++++ DATA FOR THIS TASK ++++
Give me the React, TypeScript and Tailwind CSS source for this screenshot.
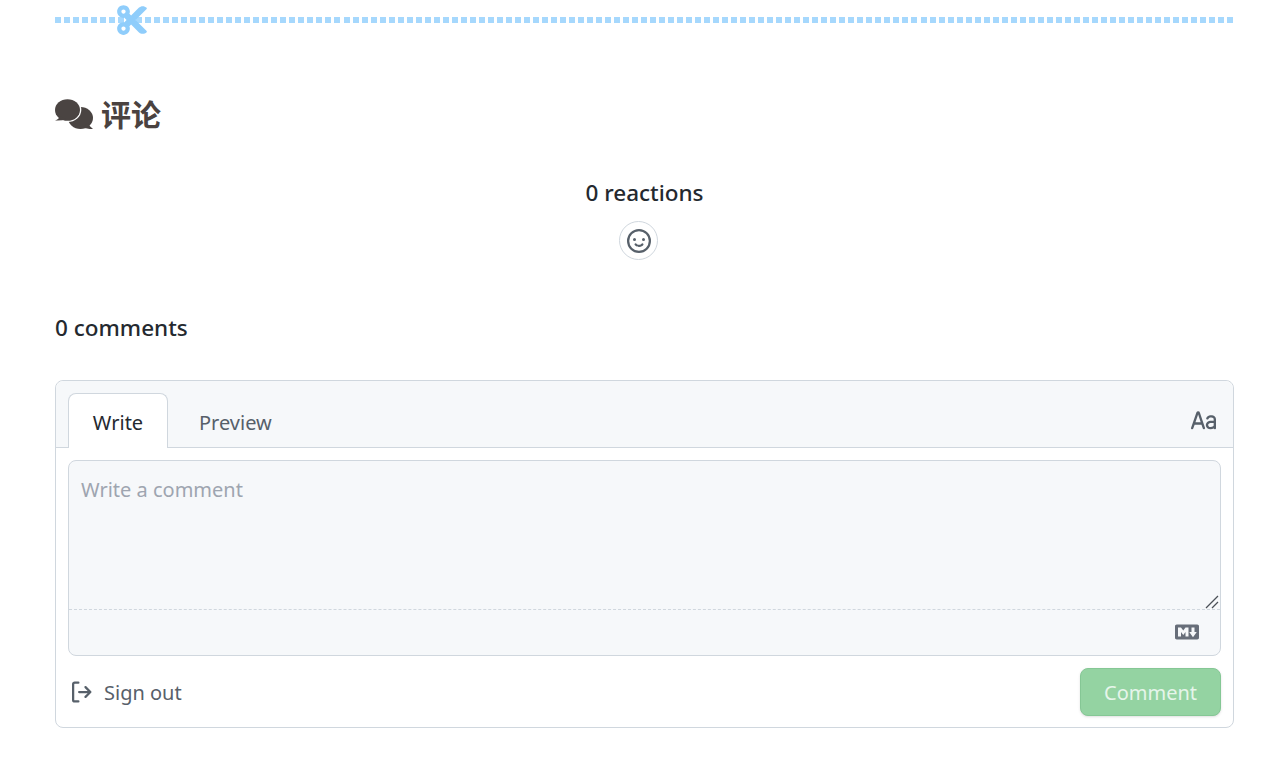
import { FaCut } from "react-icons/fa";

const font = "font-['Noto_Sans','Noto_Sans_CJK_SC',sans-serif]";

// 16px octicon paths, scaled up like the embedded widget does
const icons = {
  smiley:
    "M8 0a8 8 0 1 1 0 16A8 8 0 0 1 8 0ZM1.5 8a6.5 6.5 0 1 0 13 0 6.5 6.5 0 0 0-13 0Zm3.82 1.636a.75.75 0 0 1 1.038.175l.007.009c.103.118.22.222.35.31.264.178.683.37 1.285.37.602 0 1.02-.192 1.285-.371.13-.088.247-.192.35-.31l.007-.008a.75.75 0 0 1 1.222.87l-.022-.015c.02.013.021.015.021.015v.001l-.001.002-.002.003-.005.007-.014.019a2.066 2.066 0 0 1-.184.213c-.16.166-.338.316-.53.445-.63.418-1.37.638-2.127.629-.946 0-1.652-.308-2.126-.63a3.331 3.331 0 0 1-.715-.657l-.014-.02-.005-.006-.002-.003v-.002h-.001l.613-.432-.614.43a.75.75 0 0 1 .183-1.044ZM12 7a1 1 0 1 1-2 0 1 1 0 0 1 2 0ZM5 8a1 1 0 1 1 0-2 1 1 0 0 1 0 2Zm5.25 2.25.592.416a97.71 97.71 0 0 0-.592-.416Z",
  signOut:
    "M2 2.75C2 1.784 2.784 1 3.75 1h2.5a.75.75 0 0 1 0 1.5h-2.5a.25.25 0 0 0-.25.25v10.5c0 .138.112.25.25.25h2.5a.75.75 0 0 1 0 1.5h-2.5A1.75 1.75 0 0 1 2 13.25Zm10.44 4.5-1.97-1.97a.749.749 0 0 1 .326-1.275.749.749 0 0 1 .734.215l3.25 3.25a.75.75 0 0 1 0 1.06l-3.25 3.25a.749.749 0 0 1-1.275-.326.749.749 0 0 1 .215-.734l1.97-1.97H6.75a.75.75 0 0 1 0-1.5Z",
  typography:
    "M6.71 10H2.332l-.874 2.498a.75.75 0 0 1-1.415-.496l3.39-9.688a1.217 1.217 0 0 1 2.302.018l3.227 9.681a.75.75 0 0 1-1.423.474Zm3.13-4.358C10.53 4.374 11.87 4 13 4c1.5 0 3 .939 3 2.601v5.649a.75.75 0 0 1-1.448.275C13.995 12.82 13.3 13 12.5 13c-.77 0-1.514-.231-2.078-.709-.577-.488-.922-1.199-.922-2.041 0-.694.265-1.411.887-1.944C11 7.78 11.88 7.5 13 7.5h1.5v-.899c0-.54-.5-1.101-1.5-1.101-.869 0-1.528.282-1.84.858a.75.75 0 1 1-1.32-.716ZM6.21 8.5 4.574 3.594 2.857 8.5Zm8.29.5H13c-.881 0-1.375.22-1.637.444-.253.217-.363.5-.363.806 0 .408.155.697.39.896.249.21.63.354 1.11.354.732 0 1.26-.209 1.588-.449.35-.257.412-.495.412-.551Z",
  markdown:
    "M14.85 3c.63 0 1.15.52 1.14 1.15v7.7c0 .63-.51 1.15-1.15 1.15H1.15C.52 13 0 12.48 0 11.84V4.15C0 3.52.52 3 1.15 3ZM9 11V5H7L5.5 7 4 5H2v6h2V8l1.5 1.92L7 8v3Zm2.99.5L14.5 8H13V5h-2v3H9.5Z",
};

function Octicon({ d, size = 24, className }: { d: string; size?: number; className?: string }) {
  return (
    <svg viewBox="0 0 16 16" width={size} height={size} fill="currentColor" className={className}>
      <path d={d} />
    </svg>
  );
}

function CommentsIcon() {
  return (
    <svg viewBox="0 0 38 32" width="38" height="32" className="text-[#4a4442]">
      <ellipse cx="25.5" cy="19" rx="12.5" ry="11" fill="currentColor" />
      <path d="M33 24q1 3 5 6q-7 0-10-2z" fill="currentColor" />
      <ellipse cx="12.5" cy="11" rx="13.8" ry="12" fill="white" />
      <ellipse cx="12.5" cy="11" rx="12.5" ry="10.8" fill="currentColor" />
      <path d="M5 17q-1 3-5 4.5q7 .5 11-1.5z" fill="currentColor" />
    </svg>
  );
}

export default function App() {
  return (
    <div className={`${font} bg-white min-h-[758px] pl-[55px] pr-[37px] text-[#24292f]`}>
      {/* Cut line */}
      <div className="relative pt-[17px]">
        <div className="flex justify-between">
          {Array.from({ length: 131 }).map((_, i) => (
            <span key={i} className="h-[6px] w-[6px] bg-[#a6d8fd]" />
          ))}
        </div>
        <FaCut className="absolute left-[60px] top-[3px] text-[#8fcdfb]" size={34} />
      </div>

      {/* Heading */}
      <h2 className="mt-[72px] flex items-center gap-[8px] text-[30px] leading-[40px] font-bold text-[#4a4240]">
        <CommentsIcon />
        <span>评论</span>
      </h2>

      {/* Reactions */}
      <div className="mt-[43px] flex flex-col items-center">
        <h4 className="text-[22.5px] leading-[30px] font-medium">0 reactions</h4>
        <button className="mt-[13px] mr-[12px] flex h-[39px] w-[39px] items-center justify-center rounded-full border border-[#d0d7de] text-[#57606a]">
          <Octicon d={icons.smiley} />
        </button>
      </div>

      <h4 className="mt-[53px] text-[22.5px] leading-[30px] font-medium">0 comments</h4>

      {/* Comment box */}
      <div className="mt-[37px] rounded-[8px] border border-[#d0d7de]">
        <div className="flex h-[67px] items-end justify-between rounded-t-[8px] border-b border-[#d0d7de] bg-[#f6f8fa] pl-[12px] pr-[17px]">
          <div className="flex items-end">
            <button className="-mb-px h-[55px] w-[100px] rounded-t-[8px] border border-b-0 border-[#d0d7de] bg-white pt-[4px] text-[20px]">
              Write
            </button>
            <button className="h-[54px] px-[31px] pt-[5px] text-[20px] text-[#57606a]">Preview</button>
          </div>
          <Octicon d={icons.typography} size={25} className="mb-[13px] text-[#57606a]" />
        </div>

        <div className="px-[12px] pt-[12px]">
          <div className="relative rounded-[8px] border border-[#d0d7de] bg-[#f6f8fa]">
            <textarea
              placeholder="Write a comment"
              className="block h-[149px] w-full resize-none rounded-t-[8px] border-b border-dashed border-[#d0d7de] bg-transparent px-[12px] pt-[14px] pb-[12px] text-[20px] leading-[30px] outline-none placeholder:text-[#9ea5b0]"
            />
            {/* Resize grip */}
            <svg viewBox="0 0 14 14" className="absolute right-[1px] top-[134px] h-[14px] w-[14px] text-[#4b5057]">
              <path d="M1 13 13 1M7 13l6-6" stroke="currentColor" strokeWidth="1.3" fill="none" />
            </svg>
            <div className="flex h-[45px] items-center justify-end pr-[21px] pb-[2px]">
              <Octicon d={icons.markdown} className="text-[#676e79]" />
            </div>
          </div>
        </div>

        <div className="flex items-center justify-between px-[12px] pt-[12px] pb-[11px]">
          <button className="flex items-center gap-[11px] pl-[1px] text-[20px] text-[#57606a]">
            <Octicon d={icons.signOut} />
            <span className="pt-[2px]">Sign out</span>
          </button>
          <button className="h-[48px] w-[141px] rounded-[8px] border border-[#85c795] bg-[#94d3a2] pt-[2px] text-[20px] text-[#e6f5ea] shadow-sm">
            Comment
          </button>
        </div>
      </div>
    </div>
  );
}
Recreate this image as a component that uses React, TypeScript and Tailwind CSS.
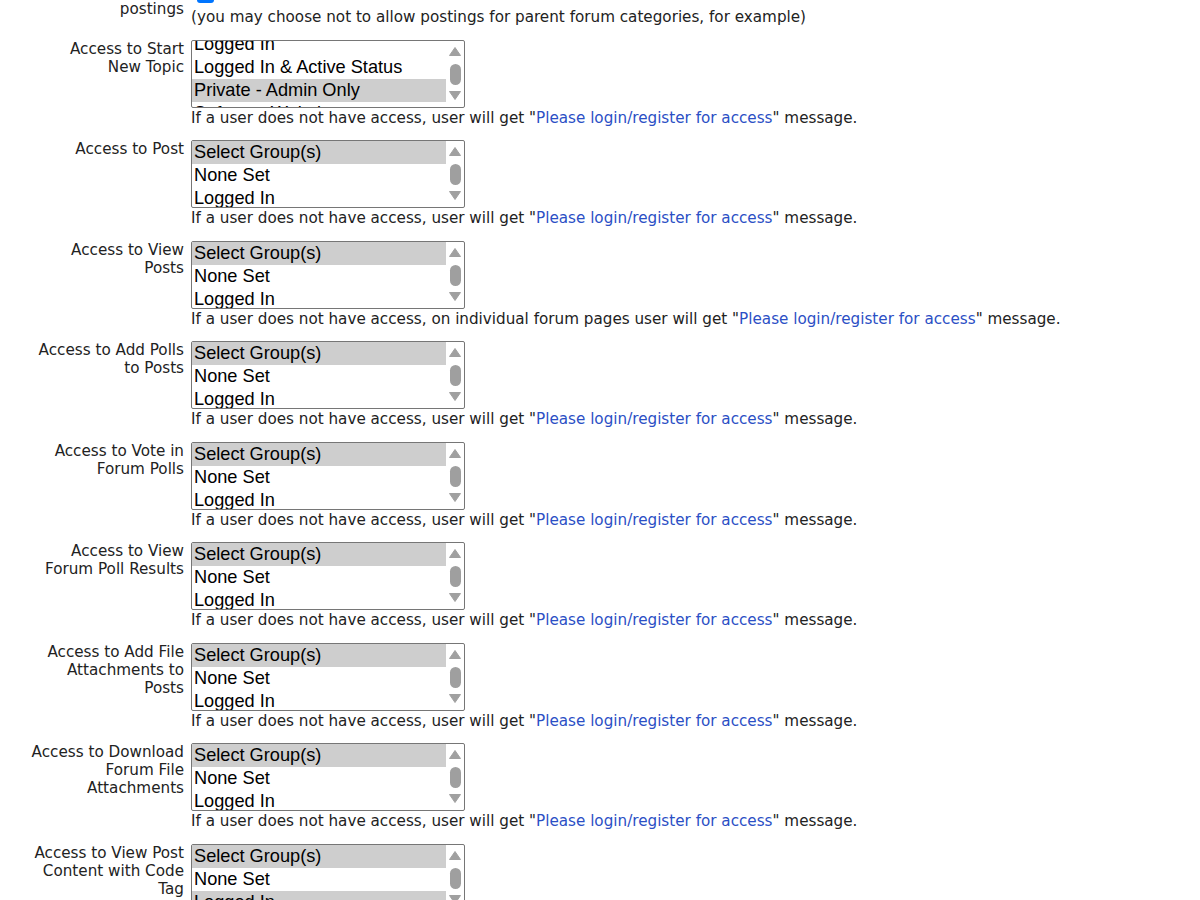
++++
→ **GIVEN EXERCISE**: The records above are to be reproduced exactly; the pictures are to be left out.

→ **TASK RESULT**:
Give me the React, TypeScript and Tailwind CSS source for this screenshot.
import { FaCut } from "react-icons/fa";

const font = "font-['Noto_Sans','Noto_Sans_CJK_SC',sans-serif]";

// 16px octicon paths, scaled up like the embedded widget does
const icons = {
  smiley:
    "M8 0a8 8 0 1 1 0 16A8 8 0 0 1 8 0ZM1.5 8a6.5 6.5 0 1 0 13 0 6.5 6.5 0 0 0-13 0Zm3.82 1.636a.75.75 0 0 1 1.038.175l.007.009c.103.118.22.222.35.31.264.178.683.37 1.285.37.602 0 1.02-.192 1.285-.371.13-.088.247-.192.35-.31l.007-.008a.75.75 0 0 1 1.222.87l-.022-.015c.02.013.021.015.021.015v.001l-.001.002-.002.003-.005.007-.014.019a2.066 2.066 0 0 1-.184.213c-.16.166-.338.316-.53.445-.63.418-1.37.638-2.127.629-.946 0-1.652-.308-2.126-.63a3.331 3.331 0 0 1-.715-.657l-.014-.02-.005-.006-.002-.003v-.002h-.001l.613-.432-.614.43a.75.75 0 0 1 .183-1.044ZM12 7a1 1 0 1 1-2 0 1 1 0 0 1 2 0ZM5 8a1 1 0 1 1 0-2 1 1 0 0 1 0 2Zm5.25 2.25.592.416a97.71 97.71 0 0 0-.592-.416Z",
  signOut:
    "M2 2.75C2 1.784 2.784 1 3.75 1h2.5a.75.75 0 0 1 0 1.5h-2.5a.25.25 0 0 0-.25.25v10.5c0 .138.112.25.25.25h2.5a.75.75 0 0 1 0 1.5h-2.5A1.75 1.75 0 0 1 2 13.25Zm10.44 4.5-1.97-1.97a.749.749 0 0 1 .326-1.275.749.749 0 0 1 .734.215l3.25 3.25a.75.75 0 0 1 0 1.06l-3.25 3.25a.749.749 0 0 1-1.275-.326.749.749 0 0 1 .215-.734l1.97-1.97H6.75a.75.75 0 0 1 0-1.5Z",
  typography:
    "M6.71 10H2.332l-.874 2.498a.75.75 0 0 1-1.415-.496l3.39-9.688a1.217 1.217 0 0 1 2.302.018l3.227 9.681a.75.75 0 0 1-1.423.474Zm3.13-4.358C10.53 4.374 11.87 4 13 4c1.5 0 3 .939 3 2.601v5.649a.75.75 0 0 1-1.448.275C13.995 12.82 13.3 13 12.5 13c-.77 0-1.514-.231-2.078-.709-.577-.488-.922-1.199-.922-2.041 0-.694.265-1.411.887-1.944C11 7.78 11.88 7.5 13 7.5h1.5v-.899c0-.54-.5-1.101-1.5-1.101-.869 0-1.528.282-1.84.858a.75.75 0 1 1-1.32-.716ZM6.21 8.5 4.574 3.594 2.857 8.5Zm8.29.5H13c-.881 0-1.375.22-1.637.444-.253.217-.363.5-.363.806 0 .408.155.697.39.896.249.21.63.354 1.11.354.732 0 1.26-.209 1.588-.449.35-.257.412-.495.412-.551Z",
  markdown:
    "M14.85 3c.63 0 1.15.52 1.14 1.15v7.7c0 .63-.51 1.15-1.15 1.15H1.15C.52 13 0 12.48 0 11.84V4.15C0 3.52.52 3 1.15 3ZM9 11V5H7L5.5 7 4 5H2v6h2V8l1.5 1.92L7 8v3Zm2.99.5L14.5 8H13V5h-2v3H9.5Z",
};

function Octicon({ d, size = 24, className }: { d: string; size?: number; className?: string }) {
  return (
    <svg viewBox="0 0 16 16" width={size} height={size} fill="currentColor" className={className}>
      <path d={d} />
    </svg>
  );
}

function CommentsIcon() {
  return (
    <svg viewBox="0 0 38 32" width="38" height="32" className="text-[#4a4442]">
      <ellipse cx="25.5" cy="19" rx="12.5" ry="11" fill="currentColor" />
      <path d="M33 24q1 3 5 6q-7 0-10-2z" fill="currentColor" />
      <ellipse cx="12.5" cy="11" rx="13.8" ry="12" fill="white" />
      <ellipse cx="12.5" cy="11" rx="12.5" ry="10.8" fill="currentColor" />
      <path d="M5 17q-1 3-5 4.5q7 .5 11-1.5z" fill="currentColor" />
    </svg>
  );
}

export default function App() {
  return (
    <div className={`${font} bg-white min-h-[758px] pl-[55px] pr-[37px] text-[#24292f]`}>
      {/* Cut line */}
      <div className="relative pt-[17px]">
        <div className="flex justify-between">
          {Array.from({ length: 131 }).map((_, i) => (
            <span key={i} className="h-[6px] w-[6px] bg-[#a6d8fd]" />
          ))}
        </div>
        <FaCut className="absolute left-[60px] top-[3px] text-[#8fcdfb]" size={34} />
      </div>

      {/* Heading */}
      <h2 className="mt-[72px] flex items-center gap-[8px] text-[30px] leading-[40px] font-bold text-[#4a4240]">
        <CommentsIcon />
        <span>评论</span>
      </h2>

      {/* Reactions */}
      <div className="mt-[43px] flex flex-col items-center">
        <h4 className="text-[22.5px] leading-[30px] font-medium">0 reactions</h4>
        <button className="mt-[13px] mr-[12px] flex h-[39px] w-[39px] items-center justify-center rounded-full border border-[#d0d7de] text-[#57606a]">
          <Octicon d={icons.smiley} />
        </button>
      </div>

      <h4 className="mt-[53px] text-[22.5px] leading-[30px] font-medium">0 comments</h4>

      {/* Comment box */}
      <div className="mt-[37px] rounded-[8px] border border-[#d0d7de]">
        <div className="flex h-[67px] items-end justify-between rounded-t-[8px] border-b border-[#d0d7de] bg-[#f6f8fa] pl-[12px] pr-[17px]">
          <div className="flex items-end">
            <button className="-mb-px h-[55px] w-[100px] rounded-t-[8px] border border-b-0 border-[#d0d7de] bg-white pt-[4px] text-[20px]">
              Write
            </button>
            <button className="h-[54px] px-[31px] pt-[5px] text-[20px] text-[#57606a]">Preview</button>
          </div>
          <Octicon d={icons.typography} size={25} className="mb-[13px] text-[#57606a]" />
        </div>

        <div className="px-[12px] pt-[12px]">
          <div className="relative rounded-[8px] border border-[#d0d7de] bg-[#f6f8fa]">
            <textarea
              placeholder="Write a comment"
              className="block h-[149px] w-full resize-none rounded-t-[8px] border-b border-dashed border-[#d0d7de] bg-transparent px-[12px] pt-[14px] pb-[12px] text-[20px] leading-[30px] outline-none placeholder:text-[#9ea5b0]"
            />
            {/* Resize grip */}
            <svg viewBox="0 0 14 14" className="absolute right-[1px] top-[134px] h-[14px] w-[14px] text-[#4b5057]">
              <path d="M1 13 13 1M7 13l6-6" stroke="currentColor" strokeWidth="1.3" fill="none" />
            </svg>
            <div className="flex h-[45px] items-center justify-end pr-[21px] pb-[2px]">
              <Octicon d={icons.markdown} className="text-[#676e79]" />
            </div>
          </div>
        </div>

        <div className="flex items-center justify-between px-[12px] pt-[12px] pb-[11px]">
          <button className="flex items-center gap-[11px] pl-[1px] text-[20px] text-[#57606a]">
            <Octicon d={icons.signOut} />
            <span className="pt-[2px]">Sign out</span>
          </button>
          <button className="h-[48px] w-[141px] rounded-[8px] border border-[#85c795] bg-[#94d3a2] pt-[2px] text-[20px] text-[#e6f5ea] shadow-sm">
            Comment
          </button>
        </div>
      </div>
    </div>
  );
}
Recreate this image as a component that uses React, TypeScript and Tailwind CSS.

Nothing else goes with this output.